I think that my answer may be coming too late, but I'll still give it a shot...
Zora Neale Hurston's 1928 short prose piece (I'm not sure that it's a formal essay, but there's nothing wrong with calling it one!) "How It Feels to be Colored Me" seems to me to be concerned mostly with her understanding of what it means to be black person and an artist in a country largely dominated by white people. I've read the piece a number of times and still struggle to make complete sense of it.
This piece takes on a number of stereotypes about race, for example. For example, it open with a very interesting statement: "... I am the only Negro in the United States whose grandfather on the mother's side was not an Indian chief." This statement means a lot more to me after having watched a TV special hosted by Henry Louis Gates Jr. that showed that many black Americans falsely believe that they have Native American ancestry. Genetic testing of the famous black people on the show (I remember Chris Rock taking part, for example) showed that they had no markers of such ancestry, yet their families told stories that claimed the opposite. The show discussed why black Americans might have desired to have Indian blood; for example, the Native Americans in several parts of the country actively resisted white domination for years. Perhaps the Indians, the host and guests speculated, were doing what the black people (for the most part) only wished they could do. (See the second link below.)

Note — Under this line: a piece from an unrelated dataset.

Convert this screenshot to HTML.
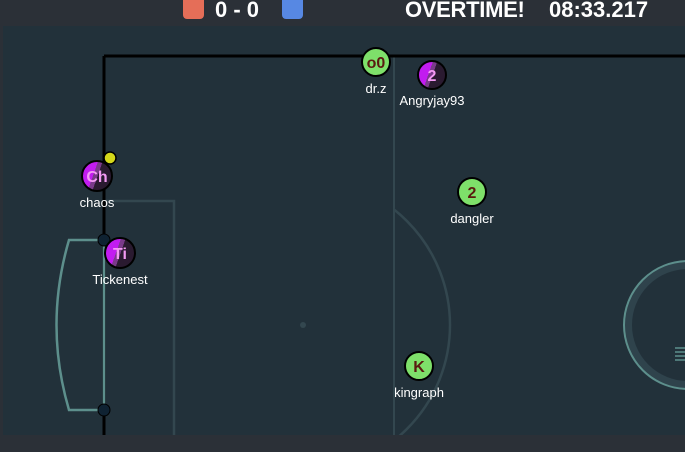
<html><body style="margin:0;width:685px;height:452px;background:#2b3037;overflow:hidden;position:relative;font-family:'Liberation Sans',sans-serif">
<div style="position:absolute;left:183px;top:-4px;width:21px;height:23px;background:#e56e58;border-radius:4px"></div>
<div style="position:absolute;left:282px;top:-4px;width:21px;height:23px;background:#5788e3;border-radius:4px"></div>
<div style="position:absolute;left:215px;top:-3px;color:#fff;font-weight:bold;font-size:22px">0 - 0</div>
<div style="position:absolute;left:405px;top:-3px;color:#fff;font-weight:bold;font-size:22px;letter-spacing:-0.3px">OVERTIME!</div>
<div style="position:absolute;left:549px;top:-3px;color:#fff;font-weight:bold;font-size:22px">08:33.217</div>
<svg width="685" height="452" style="position:absolute;left:0;top:0">
<defs><clipPath id="c"><rect x="394" y="26" width="300" height="409"/></clipPath>
<linearGradient id="p" x1="0" y1="0" x2="1" y2="0.35"><stop offset="0.48" stop-color="#c21cf0"/><stop offset="0.48" stop-color="#7a3a8a"/><stop offset="0.62" stop-color="#7a3a8a"/><stop offset="0.62" stop-color="#2a1a30"/></linearGradient></defs>
<rect x="3" y="26" width="682" height="409" fill="#22313a"/>
<line x1="394" y1="56" x2="394" y2="435" stroke="#33474f" stroke-width="2"/>
<circle cx="303" cy="325" r="147" fill="none" stroke="#33474f" stroke-width="2.5" clip-path="url(#c)"/>
<circle cx="303" cy="325" r="3" fill="#33474f"/>
<circle cx="688" cy="325" r="60" fill="none" stroke="#2f434c" stroke-width="8"/>
<circle cx="688" cy="325" r="64" fill="none" stroke="#5d8f8c" stroke-width="2"/>
<path d="M675 348h10M675 352h10M675 356h10M675 360h10" stroke="#5d8f8c" stroke-width="1.5"/>
<path d="M104 201H174V435" fill="none" stroke="#33474f" stroke-width="2.5"/>
<path d="M104 56H685M104 56V435" fill="none" stroke="#000" stroke-width="3"/>
<path d="M104 240H69Q44 325 69 410H104Z" fill="none" stroke="#5d8f8c" stroke-width="2.5"/>
<circle cx="104" cy="240" r="6" fill="#0f2232" stroke="#000"/>
<circle cx="104" cy="410" r="6" fill="#0f2232" stroke="#000"/>
<circle cx="110" cy="158" r="6" fill="#d4d81a" stroke="#000" stroke-width="1.5"/>
<g font-weight="bold" font-size="16" text-anchor="middle">
<circle cx="376" cy="62" r="14" fill="#7ee06a" stroke="#000" stroke-width="2"/><text x="376" y="68" fill="#5a1a10">o0</text>
<circle cx="432" cy="75" r="14" fill="url(#p)" stroke="#000" stroke-width="2"/><text x="432" y="81" fill="#f49af4">2</text>
<circle cx="97" cy="176" r="15" fill="url(#p)" stroke="#000" stroke-width="2"/><text x="97" y="182" fill="#f49af4">Ch</text>
<circle cx="120" cy="253" r="15" fill="url(#p)" stroke="#000" stroke-width="2"/><text x="120" y="259" fill="#f49af4">Ti</text>
<circle cx="472" cy="192" r="14" fill="#7ee06a" stroke="#000" stroke-width="2"/><text x="472" y="198" fill="#5a1a10">2</text>
<circle cx="419" cy="366" r="14" fill="#7ee06a" stroke="#000" stroke-width="2"/><text x="419" y="372" fill="#5a1a10">K</text>
</g>
<g font-size="13" fill="#fff" text-anchor="middle">
<text x="376" y="93">dr.z</text><text x="432" y="105">Angryjay93</text>
<text x="97" y="207">chaos</text><text x="120" y="284">Tickenest</text>
<text x="472" y="223">dangler</text><text x="419" y="397">kingraph</text>
</g>
</svg>
</body></html>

She also may be challenging the long-lived literary stereotypes of the tragic mulatto or tormented black artist when she writes "But I am not tragically colored. There is no great sorrow dammed up in my soul, nor lurking behind my eyes."
Hurston also writes (c, paragraphs 4-5) about how racial identity is something we discover through interaction with other, different people and that rabid racism against blacks(see her observations about her "white neighbor") is harmful to whites as well.
Overall, the piece seems to me to express the enthusiasm and self-confident swagger that matches Hurston's public demeanor.